--- start ---

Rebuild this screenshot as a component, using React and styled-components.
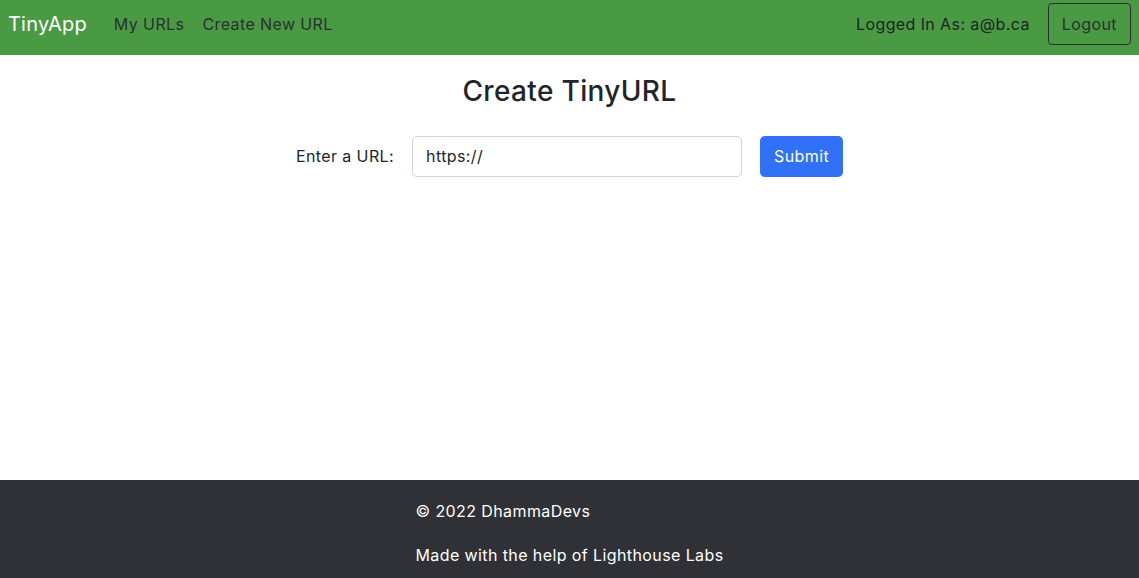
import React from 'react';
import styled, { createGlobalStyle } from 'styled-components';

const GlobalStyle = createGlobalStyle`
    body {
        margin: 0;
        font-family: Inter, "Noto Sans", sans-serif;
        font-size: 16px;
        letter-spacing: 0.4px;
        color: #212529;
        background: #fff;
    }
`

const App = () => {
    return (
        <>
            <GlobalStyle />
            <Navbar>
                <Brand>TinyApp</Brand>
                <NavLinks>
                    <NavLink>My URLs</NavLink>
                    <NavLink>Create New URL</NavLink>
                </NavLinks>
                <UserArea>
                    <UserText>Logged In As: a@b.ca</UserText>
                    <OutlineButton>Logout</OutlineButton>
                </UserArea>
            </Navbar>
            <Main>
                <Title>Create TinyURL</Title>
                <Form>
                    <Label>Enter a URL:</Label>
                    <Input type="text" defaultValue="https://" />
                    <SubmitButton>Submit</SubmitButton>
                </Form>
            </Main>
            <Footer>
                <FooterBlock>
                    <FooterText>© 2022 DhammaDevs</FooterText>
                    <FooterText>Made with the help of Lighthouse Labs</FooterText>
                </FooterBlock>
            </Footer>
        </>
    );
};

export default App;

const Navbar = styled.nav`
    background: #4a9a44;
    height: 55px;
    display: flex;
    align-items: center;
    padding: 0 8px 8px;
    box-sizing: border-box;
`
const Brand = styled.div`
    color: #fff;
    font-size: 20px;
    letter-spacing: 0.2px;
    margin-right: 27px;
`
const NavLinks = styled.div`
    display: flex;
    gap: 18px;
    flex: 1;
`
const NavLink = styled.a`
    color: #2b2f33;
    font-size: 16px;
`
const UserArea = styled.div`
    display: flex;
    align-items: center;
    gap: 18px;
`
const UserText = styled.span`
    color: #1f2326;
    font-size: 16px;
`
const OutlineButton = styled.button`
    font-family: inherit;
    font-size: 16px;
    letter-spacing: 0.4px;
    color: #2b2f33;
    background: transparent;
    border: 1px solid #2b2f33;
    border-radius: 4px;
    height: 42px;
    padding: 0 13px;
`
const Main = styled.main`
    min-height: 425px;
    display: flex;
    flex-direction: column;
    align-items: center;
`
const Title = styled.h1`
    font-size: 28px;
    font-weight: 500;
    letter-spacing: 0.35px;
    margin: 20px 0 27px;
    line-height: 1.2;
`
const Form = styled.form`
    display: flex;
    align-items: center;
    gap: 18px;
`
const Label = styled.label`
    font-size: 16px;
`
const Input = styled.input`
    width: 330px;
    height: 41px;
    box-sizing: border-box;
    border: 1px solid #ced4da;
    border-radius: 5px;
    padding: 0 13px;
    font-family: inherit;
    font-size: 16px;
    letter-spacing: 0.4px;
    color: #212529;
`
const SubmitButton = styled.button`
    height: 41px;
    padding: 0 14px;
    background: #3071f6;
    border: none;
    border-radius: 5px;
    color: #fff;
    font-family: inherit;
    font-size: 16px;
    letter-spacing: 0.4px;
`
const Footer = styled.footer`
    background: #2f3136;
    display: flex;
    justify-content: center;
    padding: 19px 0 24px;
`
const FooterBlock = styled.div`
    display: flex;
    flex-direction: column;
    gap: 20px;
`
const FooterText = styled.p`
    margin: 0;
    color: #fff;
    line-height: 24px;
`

--- end ---

_EXERCISE AIM_. All of the data above should be quoted exactly, except for the pictures.

_OUTPUT FOR THIS TASK_.
Rebuild this screenshot as a component, using React and styled-components.
import React from 'react';
import styled, { createGlobalStyle } from 'styled-components';

const GlobalStyle = createGlobalStyle`
    body {
        margin: 0;
        font-family: Inter, "Noto Sans", sans-serif;
        font-size: 16px;
        letter-spacing: 0.4px;
        color: #212529;
        background: #fff;
    }
`

const App = () => {
    return (
        <>
            <GlobalStyle />
            <Navbar>
                <Brand>TinyApp</Brand>
                <NavLinks>
                    <NavLink>My URLs</NavLink>
                    <NavLink>Create New URL</NavLink>
                </NavLinks>
                <UserArea>
                    <UserText>Logged In As: a@b.ca</UserText>
                    <OutlineButton>Logout</OutlineButton>
                </UserArea>
            </Navbar>
            <Main>
                <Title>Create TinyURL</Title>
                <Form>
                    <Label>Enter a URL:</Label>
                    <Input type="text" defaultValue="https://" />
                    <SubmitButton>Submit</SubmitButton>
                </Form>
            </Main>
            <Footer>
                <FooterBlock>
                    <FooterText>© 2022 DhammaDevs</FooterText>
                    <FooterText>Made with the help of Lighthouse Labs</FooterText>
                </FooterBlock>
            </Footer>
        </>
    );
};

export default App;

const Navbar = styled.nav`
    background: #4a9a44;
    height: 55px;
    display: flex;
    align-items: center;
    padding: 0 8px 8px;
    box-sizing: border-box;
`
const Brand = styled.div`
    color: #fff;
    font-size: 20px;
    letter-spacing: 0.2px;
    margin-right: 27px;
`
const NavLinks = styled.div`
    display: flex;
    gap: 18px;
    flex: 1;
`
const NavLink = styled.a`
    color: #2b2f33;
    font-size: 16px;
`
const UserArea = styled.div`
    display: flex;
    align-items: center;
    gap: 18px;
`
const UserText = styled.span`
    color: #1f2326;
    font-size: 16px;
`
const OutlineButton = styled.button`
    font-family: inherit;
    font-size: 16px;
    letter-spacing: 0.4px;
    color: #2b2f33;
    background: transparent;
    border: 1px solid #2b2f33;
    border-radius: 4px;
    height: 42px;
    padding: 0 13px;
`
const Main = styled.main`
    min-height: 425px;
    display: flex;
    flex-direction: column;
    align-items: center;
`
const Title = styled.h1`
    font-size: 28px;
    font-weight: 500;
    letter-spacing: 0.35px;
    margin: 20px 0 27px;
    line-height: 1.2;
`
const Form = styled.form`
    display: flex;
    align-items: center;
    gap: 18px;
`
const Label = styled.label`
    font-size: 16px;
`
const Input = styled.input`
    width: 330px;
    height: 41px;
    box-sizing: border-box;
    border: 1px solid #ced4da;
    border-radius: 5px;
    padding: 0 13px;
    font-family: inherit;
    font-size: 16px;
    letter-spacing: 0.4px;
    color: #212529;
`
const SubmitButton = styled.button`
    height: 41px;
    padding: 0 14px;
    background: #3071f6;
    border: none;
    border-radius: 5px;
    color: #fff;
    font-family: inherit;
    font-size: 16px;
    letter-spacing: 0.4px;
`
const Footer = styled.footer`
    background: #2f3136;
    display: flex;
    justify-content: center;
    padding: 19px 0 24px;
`
const FooterBlock = styled.div`
    display: flex;
    flex-direction: column;
    gap: 20px;
`
const FooterText = styled.p`
    margin: 0;
    color: #fff;
    line-height: 24px;
`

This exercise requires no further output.